Government to pay oil firms 3.6 trillion

What you need to know:

  • Rejected. The Auditor Generals office rejected some claims amounting to Shs250b by the oil companies because they appeared inflated.

Kampala. An early assessment of recoverable costs by the Auditor General (AG) reveals that Uganda owes the international oil companies at least $1b (about Shs3.6 trillion) in costs incurred on various activities during the exploration and appraisal phases since 2001.
The revelation was made by the director of Audit for Central Government, Mr Joseph Hirya, last Friday at the International Organisation of Supreme Audit Institutions (INTOSAI) conference in Kampala.
The costs and other details pertaining to the oil and gas industry extraction have been a mystery given the confidentiality of the exploration and extraction agreements between government and the oil companies.
“These figures are however going to rise especially as the country moves into the [oil] development stage and eventually commercial production,” Mr Hirya added.
He could not provide a breakdown of the costs submitted by the different companies, but revealed that the AG’s office had also rejected some claims amounting to $70m (Shs250b) by the oil companies because they appeared “inflated.”
The $1b bill, according to sources in the Petroleum Authority of Uganda (PAU) which regulates the oil and gas sector, however is “as of up to 2012.”
“We are working around the clock to bring the figures up to-date,” said a senior PAU official.
The Auditor General is mandated to audit claims of recoverable costs submitted by the oil companies.
Under the Production Sharing Agreements (PSAs) with government, the oil companies are required to invest in the sector and will recoup their money once commercial oil production starts. According to government, production will start later in 2020.
The PSAs spell out the type of costs the companies can recover from government and those which are unrecoverable. The recoverable costs include all exploration, development, production and operating expenditures.
However, with the country moving into the development phase during which at least $8b (about Shs25 trillion) will be invested, there is worry that oil companies will submit more exorbitant claims in recoverable costs.
Until 2010, government had hired audit firms Ernst and Young and KPMG to assess the recoverable costs as the office of the Auditor General built its own internal capacity.
The Auditor General’s office has since taken over the auditing of the recoverable costs with a 10-member team.

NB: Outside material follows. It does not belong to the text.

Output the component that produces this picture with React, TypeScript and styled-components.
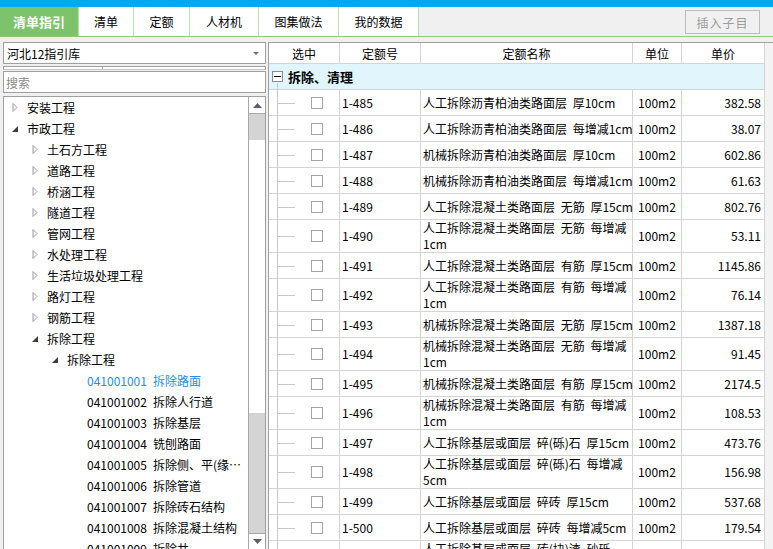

The working group of the extractives industry of the INTOSAI convened in Kampala last week to share knowledge and expertise on conducting such technical audits, comprised officials from Iraq, Ghana, Botswana, Tanzania, Saudi Arabia, Vietnam, Zambia, Libya, and Sudan.
The meeting held under the theme: “Enhancing the audit of extractive industries: Risks and Mitigation” was part of the vast wide-ranging discussions to establish global guidelines for auditing the extractives sector —oil/gas and mining.

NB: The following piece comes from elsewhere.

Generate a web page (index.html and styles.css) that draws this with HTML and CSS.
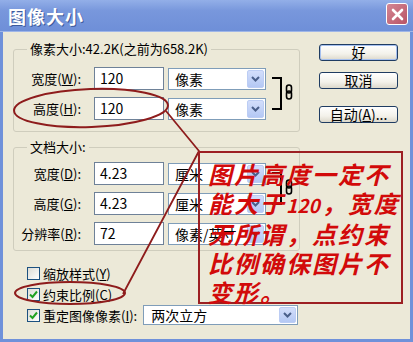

Uganda’s Auditor General John Muwanga chairs the working group on extractives, which has developed a draft policy.
Currently, there is no established policy to guide institutions auditing activities in the extractives industry, which has led to mining and oil companies get away with most of their sins.
The deputy Auditor General, Ms Keto Kayemba, said this has already proved “problematic” in Uganda where billions of shillings are being lost in the mining sector.